Geoffrey wrote: " so you, perkins and sf were the only enlightened ones. "

It's not about being enlightened; it's about not being tied to academic monoclonal group think.

I'm sure plenty of academics got it, but kept quiet because of the homosexuality tabu. Remember, this was 100 years years ago, and by the time the tabu had eased up, the "Daisy was driving" interpretation had become entrenched.

In order to believe Gatsby, anyone who can read has to ignore that both Wilson and the cop said a man was driving and Michaelis heard them and was silent, effectively agreeing with them that a man was at the wheel when Myrtle's life was taken.


Geoffrey wrote: ".how did the hit and run occur. myrtle was running towards the car. she would not have crossed the dividing line or she would have run smack into the vehicle. the driver must have swerved out of lane right into myrtle. more likely a hysterical daisy, neurotic and high strung inadvertently took her eyes off the road and crossed the line, killing her adversary. or maybe just subconsciously knew who the woman was. she gets rid of Myrtle..."

Myrtle had to be coming from the car's right because Gatsby said "Daisy" had first swerved away from Myrtle toward the oncoming car, choosing, in effect, to hit the pedestrian to avoid a potentially suicidal head-on collision. (Replace "Daisy" with "I" and you have the full picture.)

We can suppose all we want, but there's not a shred of support in the text for the notion that Daisy was driving except Gatsby's word, for the little that is worth. And there's a pile of evidence to the contrary.


message 29: by John (new) - rated it 5 stars

John Monty J wrote: "Morsk wrote: "Also, so weird how if a man likes another man, there's a gay thing there, for sure."


The case for Nick's gender ambiguity is much stronger than that. Here's a link to the full analy..."
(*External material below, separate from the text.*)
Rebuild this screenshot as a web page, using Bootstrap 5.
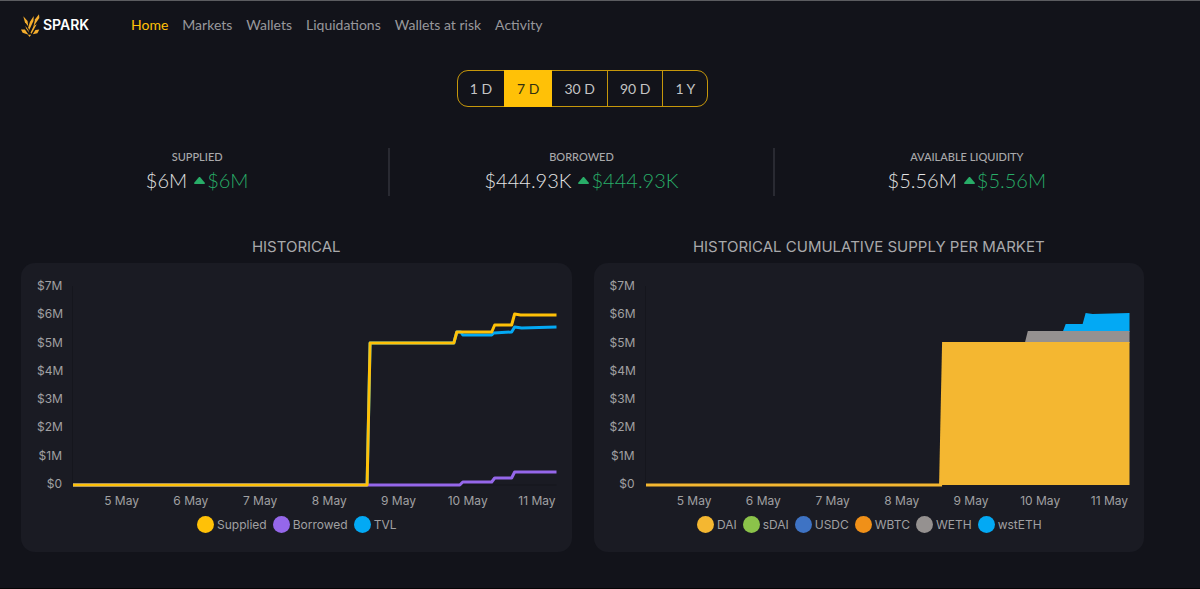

I don't know about that. Nick's gender is clear: he is a man. I think that anyone trying to read more into it than that has a political agenda. Nick's sexual preference literally has nothing to do with the story. It reminds me of the flakes who try to argue that Abraham Lincoln was gay based on the weakest, flimsy "evidence." Come on.


message 30: by Monty J (last edited Aug 04, 2019 11:35AM) (new) - rated it 5 stars

Monty J Heying John wrote: "Nick's gender is clear: he is a man. "

Yes, a gay man, or at least a man with homosexual inclinations. The evidence is undeniable: https://www.wattpad.com/58007976-gay-...

Nick's infatuation with Gatsby is essential to a clear understanding of the novel. It explains why Nick ignores Gatsby's flaws such as lying about his family background, his education and his swindling. Nick even suggests an alibi--that Daisy was driving--to shield Gatsby from the consequences of murdering Myrtle.


Monty J Heying Monty J wrote: "Michaelis’s role in the novel is three-fold: 1) eyewitness to Myrtle’s murder,
2) comforter-adviser to Wilson during his time of grief and
3) narrator concerning Wilson's behavior and activities...."


In short, Michaelis is the one redeeming character in the entire book, the only character unsullied by "the foul dust that followed" in Gatsby's wake. As implied by his name, he is god-like in his compassion and devotion to the grieving Wilson and his witnessing of Myrtle's murder. Taking Gatsby's word over the that of Michaelis borders on sacrilege.